Os alarmes soaram com os últimos dados do INE, referentes ao encerramento de 1.281 restaurantes e estabelecimentos similares, como cafés e pastelarias que vendiam refeições, entre outubro e dezembro de 2022. Contas feitas, em média são 14 estabelecimentos a fechar portas a cada dia que passa. “Claro que são sempre dados preocupantes”, refere Mari Caiado, responsável de Comunicação da Associação de Hotelaria, Restauração e Similares de Portugal (AHRESP).
Mas serão estes números assim tão preocupantes? O Tal&Qual procurou fazer a comparação com o período em que ainda nem se adivinhava que vinha aí uma pandemia, a guerra na Ucrânia ou a atual crise inflacionista e das taxas de juro e o resultado acaba por surpreender. É que, segundo os dados apurados, no primeiro trimestre de 2019 – um ano antes de a covid 19 começar a dizimar populações – fecharam 2.185 restaurantes e outros estabelecimentos de comes e bebes. Contas feitas: 24 casas por dia!
O que estará, então, por detrás da frieza dos números? Em causa podem estar, por exemplo, dissoluções fraudulentas deste tipo de empresas, que é como quem diz: fecha aqui e abre na porta ao lado, uns dias depois. “Sabemos bem que isso acontece”, adianta o revisor oficial de contas Alberto Alves Martins. “Há casos em que é feita a dissolução da empresa, o capital ativo paga o passivo e o remanescente, se houver, é entregue aos acionistas e sócios”.
Caça ao caloteiro
Até aqui, tudo bem. Então e se o ativo não cobrir todo o passivo, restarem dívidas e o homem do talho tiver conhecimento de que o caloteiro do restaurante que fechou até já abriu outra casa? “Existe a lei do gestor de facto”, esclarece Alberto Alves Martins. “Quem se sentir prejudicado terá de recorrer ao tribunal de comércio da comarca onde fica o estabelecimento. Depois, há casos em que o novo estabelecimento até está em nome de outra pessoa, mas é o devedor que lá está, realmente, a gerir o negócio. É fazer prova disso”.
O caloteiro prossegue os seus dias enquanto os fornecedores ficam a arder. Contudo, no entender deste revisor oficial de contas, muitas vezes “os maiores prejudicados até são os trabalhadores. Há casos em que são despedidos; outros que aceitam passarem para a nova empresa perdendo créditos”. É então que pode entrar em cena um novo protagonista, nestas estórias de ‘abre, fecha e não paga’: a Autoridade para as Condições do Trabalho (ACT). “O estabelecimento pode vir a ser fiscalizado para se verificar quem são os seus funcionários. O gestor de facto pode nem sequer ter contrato com a empresa”.
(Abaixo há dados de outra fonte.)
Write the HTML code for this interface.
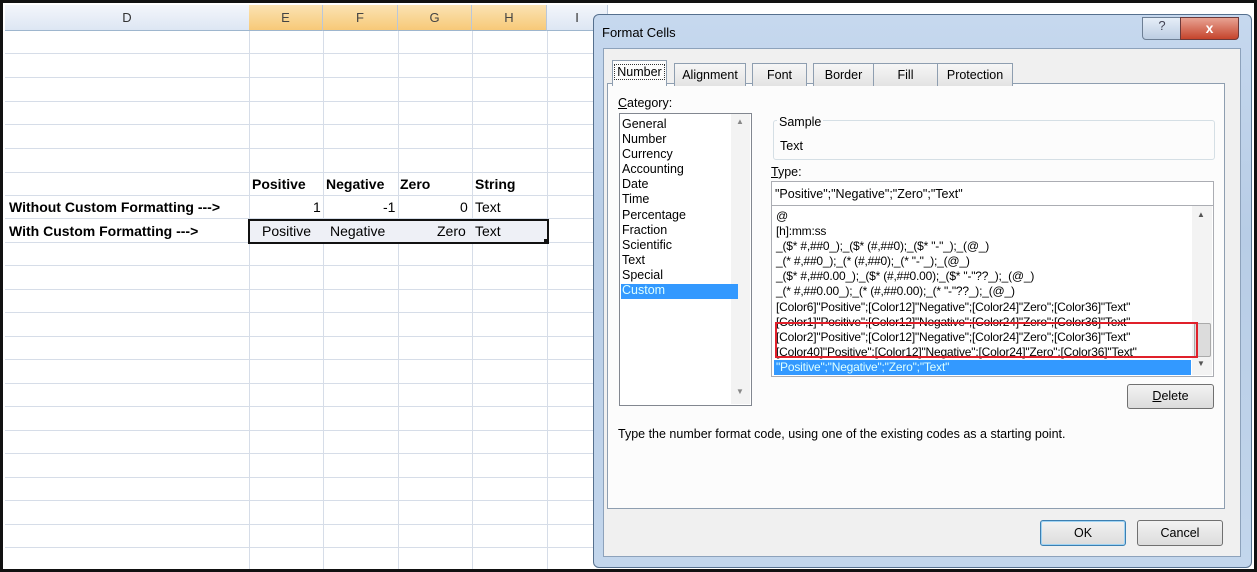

E nisto? Fica a carne toda esturricada no assador? “Não. Mais uma vez, quem for vítima num caso destes deve, no âmbito do processo instaurado em tribunal, saber quem é o liquidatário da sociedade, ou seja, a pessoa que ficou responsável, perante o Registo Comercial, da dissolução ou insolvência da empresa. O liquidatário fica, automaticamente, responsável por todas as dívidas que possa haver”, remata Alves Martins.
E como provar que alguém fechou, de modo fraudulento, um estabelecimento e não pagou o que deve? Aqui, o caso fia mais fino. “Sempre que se encomenda mercadoria é suposto haver uma nota de encomenda. Quando a mercadoria é recebida, surge a fatura. Sucede que pode haver faturas que não sejam entregues à contabilidade. Neste tipo de empresas tem de haver um contabilista certificado, mas este pode não estar na posse de toda a informação. E aí essas dívidas tornam-se fantasmas”.
Para evitar esta aldrabice, há limites para os pagamentos a dinheiro. “Qualquer produto que se adquira e que custa de mil euros para cima tem de ser pago de modo a que possa ser rastreado, é uma obrigação fiscal”. Ou seja, pagamentos iguais ou superiores a mil euros, a qualquer fornecedor, só com cartões, cheques ou transferências bancárias.